Thanks to Kyle Mulka for scraping the data and putting it in a nice .json format!
Want to use Ruby to hack on H&H data? Good. I will teach you. Some assumptions I'm making about your computer:
- You have ruby
- You have rubygems
- You're on OS X or Linux.
If you don't have either of those things, google around. Now let's get going!
First thing you need to do is mkdir hnh-data
somewhere on your computer. We're going to keep all project files in this. Then cd hnh-data
and make sure you have the hackersandhustlers.json
file that Mulka uploaded to Hackers & Hustlers in that directory. Then run gem install json
.
Go into the ruby REPL by typing irb
at the command line. If it works you should see a different looking prompt than what you had before. Type require 'json'
to include the JSON library we're going to use to parse the data. Also run require 'pp'
so we can pretty print the json data. Then do the following things:
>> raw_hnhdata = File.read('hackersandhustlers.json')
>> hnh = JSON.parse(raw_hnhdata)
Now you've got all the data in a good format to play with.

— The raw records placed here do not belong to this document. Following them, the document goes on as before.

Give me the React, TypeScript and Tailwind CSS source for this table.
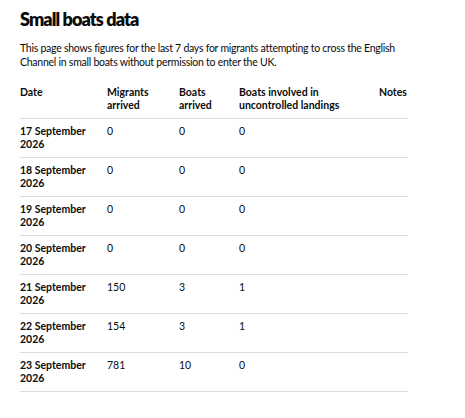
const rows = [
  { date: "17 September 2026", migrants: "0", boats: "0", uncontrolled: "0" },
  { date: "18 September 2026", migrants: "0", boats: "0", uncontrolled: "0" },
  { date: "19 September 2026", migrants: "0", boats: "0", uncontrolled: "0" },
  { date: "20 September 2026", migrants: "0", boats: "0", uncontrolled: "0" },
  { date: "21 September 2026", migrants: "150", boats: "3", uncontrolled: "1" },
  { date: "22 September 2026", migrants: "154", boats: "3", uncontrolled: "1" },
  { date: "23 September 2026", migrants: "781", boats: "10", uncontrolled: "0" },
];

export default function App() {
  return (
    <div className="min-h-screen bg-white pl-[20px] pt-[7px] text-[#0b0c0c] [font-family:Lato,sans-serif]">
      <h1 className="text-[18px] font-extrabold leading-[24px] tracking-[-0.9px]">Small boats data</h1>
      <p className="mt-[10px] w-[395px] text-[10.5px] leading-[14px] tracking-[-0.25px]">
        This page shows figures for the last 7 days for migrants attempting to cross the English
        Channel in small boats without permission to enter the UK.
      </p>

      <table className="mt-[11px] w-[388px] table-fixed border-collapse text-[10.5px] leading-[13px]">
        <colgroup>
          <col className="w-[87px]" />
          <col className="w-[72px]" />
          <col className="w-[60px]" />
          <col className="w-[140px]" />
          <col className="w-[29px]" />
        </colgroup>
        <thead>
          <tr className="border-b border-[#dcdcdc] text-left align-top">
            <th className="py-[6px] pr-[8px] font-bold">Date</th>
            <th className="py-[6px] pr-[8px] font-bold">Migrants arrived</th>
            <th className="py-[6px] pr-[8px] font-bold">Boats arrived</th>
            <th className="py-[6px] pr-[8px] font-bold">Boats involved in uncontrolled landings</th>
            <th className="py-[6px] font-bold">Notes</th>
          </tr>
        </thead>
        <tbody>
          {rows.map((row) => (
            <tr key={row.date} className="border-b border-[#dcdcdc] align-top">
              <th className="py-[6px] pr-[8px] text-left font-bold">{row.date}</th>
              <td className="py-[6px] pr-[8px]">{row.migrants}</td>
              <td className="py-[6px] pr-[8px]">{row.boats}</td>
              <td className="py-[6px] pr-[8px]">{row.uncontrolled}</td>
              <td className="py-[6px]"></td>
            </tr>
          ))}
        </tbody>
      </table>
    </div>
  );
}
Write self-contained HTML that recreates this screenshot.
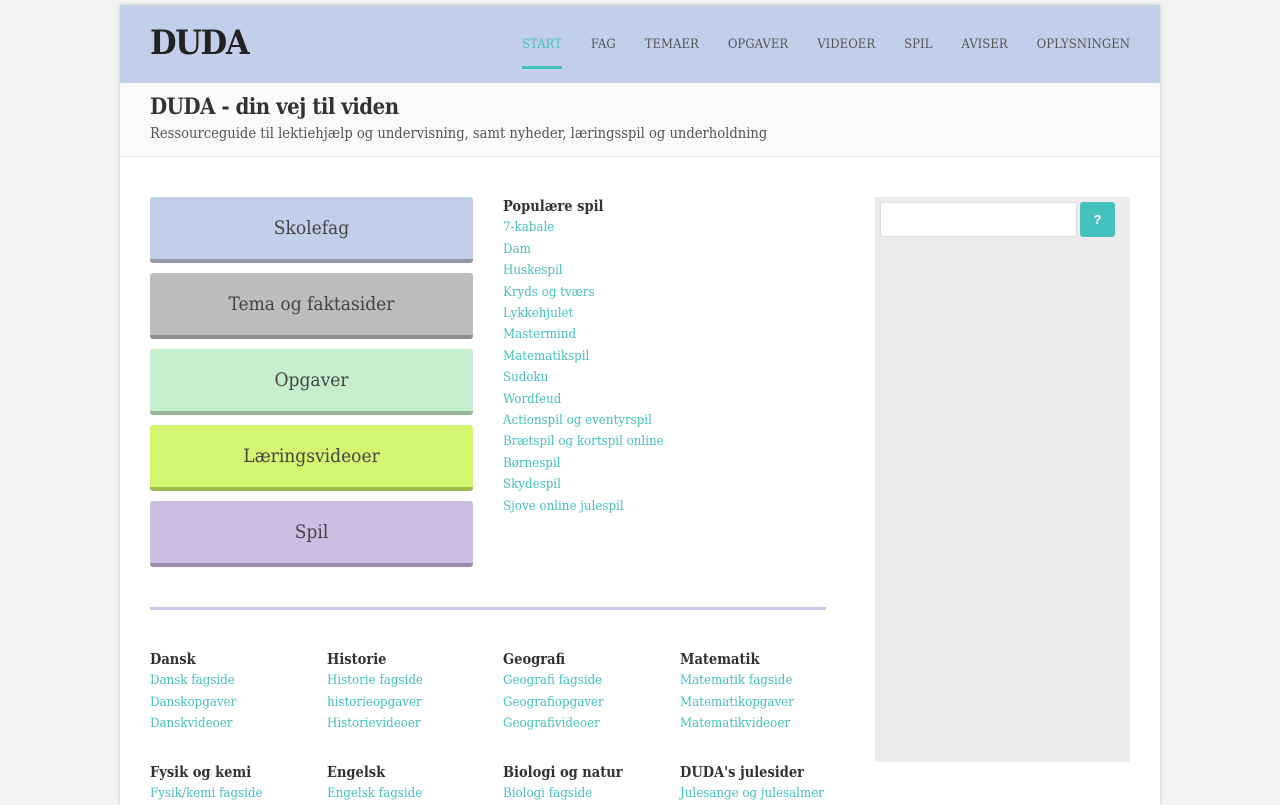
<!DOCTYPE html>
<html><head><meta charset="utf-8"><style>
*{margin:0;padding:0;box-sizing:border-box}
body{background:#f3f3f3;font-family:"DejaVu Serif",serif;font-stretch:condensed;color:#333;width:1280px;height:800px;overflow:hidden}
.wrap{position:absolute;left:120px;top:5px;width:1040px;height:800px;background:#fff;box-shadow:0 0 4px rgba(0,0,0,.2)}
.hdr{height:78px;background:#c1cfea;position:relative}
.logo{position:absolute;left:30px;top:18px;font-size:34px;font-weight:bold;color:#222;letter-spacing:-1.3px}
.nav{position:absolute;right:30px;top:32px;display:flex;gap:29px;font-size:13px;color:#555}
.nav span{position:relative;height:34px}
.nav .on{color:#45c1c0}
.nav .on:after{content:"";position:absolute;left:0;right:0;top:29px;height:3px;background:#45c1c0}
.sub{height:74px;background:#fafafa;border-bottom:1px solid #e8e8e8;padding:11px 30px}
.sub h1{font-size:22px;line-height:26px;letter-spacing:-.5px}
.sub p{font-size:14.6px;color:#555;margin-top:5px}
.btn{position:absolute;left:30px;width:323px;height:66px;border-radius:3px;font-size:19px;text-align:center;line-height:62px;color:#444}
.links{position:absolute;font-size:13.2px;line-height:21.4px}
.links b{color:#333;font-size:14.5px;display:block}
.links a{color:#45c1c0;text-decoration:none;display:block}
.side{position:absolute;left:755px;top:192px;width:255px;height:565px;background:#ececec}
.inp{position:absolute;left:5px;top:5px;width:197px;height:35px;background:#fff;border:1px solid #ddd;border-radius:3px}
.q{position:absolute;left:205px;top:5px;width:35px;height:35px;background:#45c1c0;border-radius:3px;color:#fff;font-size:13px;font-weight:bold;text-align:center;line-height:35px;font-family:"Liberation Sans",sans-serif}
.hr{position:absolute;left:30px;top:602px;width:676px;height:3px;background:#c5c7ea}
</style></head><body><div class="wrap">
<div class="hdr"><div class="logo">DUDA</div>
<div class="nav"><span class="on">START</span><span>FAG</span><span>TEMAER</span><span>OPGAVER</span><span>VIDEOER</span><span>SPIL</span><span>AVISER</span><span>OPLYSNINGEN</span></div></div>
<div class="sub"><h1>DUDA - din vej til viden</h1><p>Ressourceguide til lektiehjælp og undervisning, samt nyheder, læringsspil og underholdning</p></div>
<div class="btn" style="top:192px;background:#c1cfea;border-bottom:4px solid #9198a8">Skolefag</div>
<div class="btn" style="top:268px;background:#bdbdbd;border-bottom:4px solid #8d8d8d">Tema og faktasider</div>
<div class="btn" style="top:344px;background:#c5eecd;border-bottom:4px solid #95b49b">Opgaver</div>
<div class="btn" style="top:420px;background:#d2f670;border-bottom:4px solid #9dbb50">Læringsvideoer</div>
<div class="btn" style="top:496px;background:#cebce2;border-bottom:4px solid #9b8ca9">Spil</div>
<div class="links" style="left:383px;top:191px"><b>Populære spil</b><a>7-kabale</a><a>Dam</a><a>Huskespil</a><a>Kryds og tværs</a><a>Lykkehjulet</a><a>Mastermind</a><a>Matematikspil</a><a>Sudoku</a><a>Wordfeud</a><a>Actionspil og eventyrspil</a><a>Brætspil og kortspil online</a><a>Børnespil</a><a>Skydespil</a><a>Sjove online julespil</a></div>
<div class="hr"></div>
<div class="links" style="left:30px;top:644px"><b>Dansk</b><a>Dansk fagside</a><a>Danskopgaver</a><a>Danskvideoer</a></div>
<div class="links" style="left:207px;top:644px"><b>Historie</b><a>Historie fagside</a><a>historieopgaver</a><a>Historievideoer</a></div>
<div class="links" style="left:383px;top:644px"><b>Geografi</b><a>Geografi fagside</a><a>Geografiopgaver</a><a>Geografivideoer</a></div>
<div class="links" style="left:560px;top:644px"><b>Matematik</b><a>Matematik fagside</a><a>Matematikopgaver</a><a>Matematikvideoer</a></div>
<div class="links" style="left:30px;top:757px"><b>Fysik og kemi</b><a>Fysik/kemi fagside</a></div>
<div class="links" style="left:207px;top:757px"><b>Engelsk</b><a>Engelsk fagside</a></div>
<div class="links" style="left:383px;top:757px"><b>Biologi og natur</b><a>Biologi fagside</a></div>
<div class="links" style="left:560px;top:757px"><b>DUDA's julesider</b><a>Julesange og julesalmer</a></div>
<div class="side"><div class="inp"></div><div class="q">?</div></div>
</div></body></html>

Woot! We've made good progress! To see how many posts there have been in H&H type hnh.length
. This works because hnh
is an array of posts. To see what one of the post objects looks like just do pp hnh.first
. To see what the first post ever was, just type pp hnh.last
. It should look like this:
>> pp hnh.last
{"from"=>{"name"=>"Nathan Bashaw", "id"=>"1026690007"},
"actions"=>
[{"link"=>"http://www.facebook.com/160284404008688/posts/160285960675199",
"name"=>"Comment"},
{"link"=>"http://www.facebook.com/160284404008688/posts/160285960675199",
"name"=>"Like"}],
"updated_time"=>"2010-11-08T20:53:36+0000",
"to"=>
{"data"=>
[{"version"=>1, "name"=>"Hackers & Hustlers", "id"=>"160284404008688"}]},
"likes"=>
{"count"=>6,
"data"=>
[{"name"=>"Thomas Stewart", "id"=>"2350502"},
{"name"=>"Eric Jorgenson", "id"=>"1254810238"},
{"name"=>"Sean Moening", "id"=>"1154534495"},
{"name"=>"Trista Kempa", "id"=>"1267140058"}]},
"created_time"=>"2010-11-08T20:53:36+0000",
"message"=>
"More details coming soon - just wanted to have a place where people who are interested can start talking! After I pitched Hackers & Hustlers at Startup Weekend, I got a lot of interest, so I figured it was a good idea to put something on the internets!",
"type"=>"status",
"id"=>"160284404008688_160285960675199",
"comments"=>{"count"=>0}}
But you can do a lot more than just that.
We can find out cool things like how many comments there have been on average for each post. How? A couple easy lines of ruby:
>> post_comment_count = []
>> hnh.each {|p| post_comment_count << p['comments']['count']}
>> post_comment_count.inject{ |sum, el| sum + el }.to_f / post_comment_count.size
There's a lot more you can do. I'll maybe edit this gist as I think of more examples. Or if you have cool stuff tell me and I'll put it in here.
thanks